The clash between the short-term gains versus the long-term opportunity costs of relying on heuristics is something that I think could be ameliorated in two main ways.
The first way would be to teach the heuristic and systematic approaches to learning things in parallel, only making connections when learners are interested in making them. There exists a qualification called “Use of Maths”. The name is misleading, the course content is barely any different from applied maths, but what if “Use of Maths” did exactly what it said on the tin? What if it was a subject that taught people heuristics that would be helpful in their lives, things that were mathematically derived but didn’t need to be understood systematically. People do not need to know how to calculate compound interest to be taught and to remember that a 25% APR on a loan is not a particularly good thing to be offered. The collection of useful facts that people can know about dealing with money, and more generally with risk, as well as how to better recognise manipulation and deception relating to quantifiable events, are things that can be learned pretty much in isolation from their systematic underpinnings, by whatever heuristic methods people find helps them to remember the key facts.
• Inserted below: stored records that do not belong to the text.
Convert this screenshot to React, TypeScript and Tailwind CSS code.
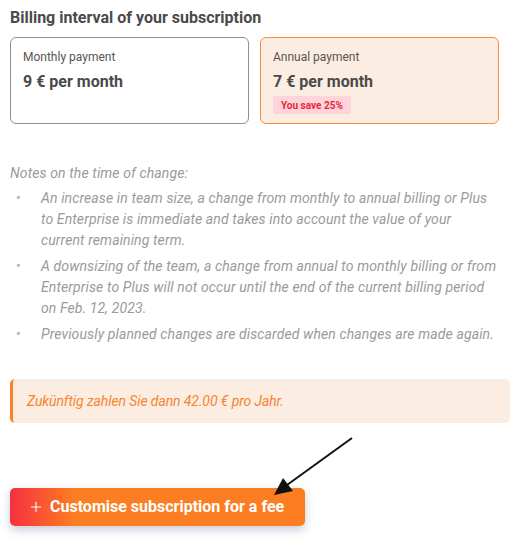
import { Plus } from "lucide-react"

const notes = [
  "An increase in team size, a change from monthly to annual billing or Plus to Enterprise is immediate and takes into account the value of your current remaining term.",
  "A downsizing of the team, a change from annual to monthly billing or from Enterprise to Plus will not occur until the end of the current billing period on Feb. 12, 2023.",
  "Previously planned changes are discarded when changes are made again.",
]

export default function App() {
  return (
    <div className="relative w-[532px] h-[554px] bg-white px-[10px] pt-[8px] font-['Roboto',sans-serif]">
      <h2 className="text-[16px] leading-[20px] font-bold text-[#4a4a4a]">
        Billing interval of your subscription
      </h2>

      {/* Auswahl Zahlungsintervall */}
      <div className="mt-[9px] flex gap-[11px]">
        <div className="w-[239px] h-[87px] rounded-[6px] border border-[#8f8f8f] px-[12px] pt-[11px]">
          <div className="text-[12px] leading-[16px] text-[#555]">Monthly payment</div>
          <div className="mt-[7px] text-[16px] leading-[20px] font-bold text-[#4a4a4a]">9 € per month</div>
        </div>
        <div className="w-[239px] h-[87px] rounded-[6px] border border-[#fb8a3c] bg-[#fcede2] px-[12px] pt-[11px]">
          <div className="text-[12px] leading-[16px] text-[#555]">Annual payment</div>
          <div className="mt-[7px] text-[16px] leading-[20px] font-bold text-[#4a4a4a]">7 € per month</div>
          <div className="mt-[4px] flex h-[18px] w-fit items-center rounded-[3px] bg-[#ffd3da] px-[8px] text-[10px] font-bold text-[#e8263f]">
            You save 25%
          </div>
        </div>
      </div>

      {/* Hinweise */}
      <div className="mt-[39px] w-[500px] text-[14px] leading-[21px] italic tracking-[0.12px] text-[#9a9a9a]">
        <p>Notes on the time of change:</p>
        <ul className="mt-[4px] flex flex-col gap-[5px]">
          {notes.map((n) => (
            <li key={n} className="flex">
              <span className="w-[31px] shrink-0 pl-[6px] not-italic text-[#b0b0b0]">•</span>
              <span className="pr-[12px]">{n}</span>
            </li>
          ))}
        </ul>
      </div>

      <div className="mt-[34px] flex h-[44px] w-[500px] items-center rounded-[5px] border-l-[3px] border-[#fb7f25] bg-[#fcede2] pl-[14px]">
        <span className="text-[14px] italic tracking-[-0.1px] text-[#f6852f]">Zukünftig zahlen Sie dann 42.00 € pro Jahr.</span>
      </div>

      <button className="mt-[65px] flex h-[38px] w-[295px] items-center gap-[6px] rounded-[5px] bg-[linear-gradient(90deg,#f5303f_0px,#fd7e22_65px)] pl-[18px] text-[16px] font-bold text-white shadow-[0_4px_10px_rgba(40,60,100,0.25)]">
        <Plus className="h-[16px] w-[16px]" strokeWidth={1.6} />
        Customise subscription for a fee
      </button>

      {/* Pfeil */}
      <svg className="absolute left-0 top-0 pointer-events-none" width="532" height="554">
        <line x1="352" y1="438" x2="287" y2="485" stroke="#111" strokeWidth="2" />
        <polygon points="274,495 283,478 293,491" fill="#111" />
      </svg>
    </div>
  )
}
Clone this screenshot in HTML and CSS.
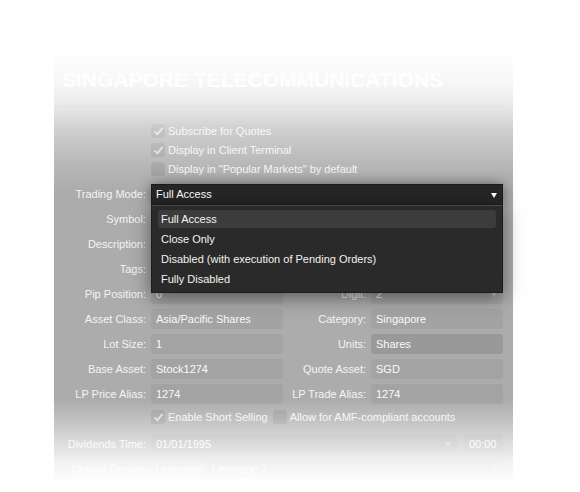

The second way of aligning heuristic learning with the painstaking effort of systematic learning would be to make systematic learning less painstaking. One way of doing this would be through interacting with artificial environments in which heuristics applied that taught things which corresponded rather than clashed with what systematic approaches to learning would teach, such as games that were constructed to teach mathematical procedures while also being enjoyably playable; your brain would like them even if you didn’t.
What I’ve more and more come to realise is that no one really knows with much surety what the important things are for people to learn to prepare them for the future. I do still think though that whatever approaches reduce the insight lag between people’s System Two and System One thinking ought to be worth trying.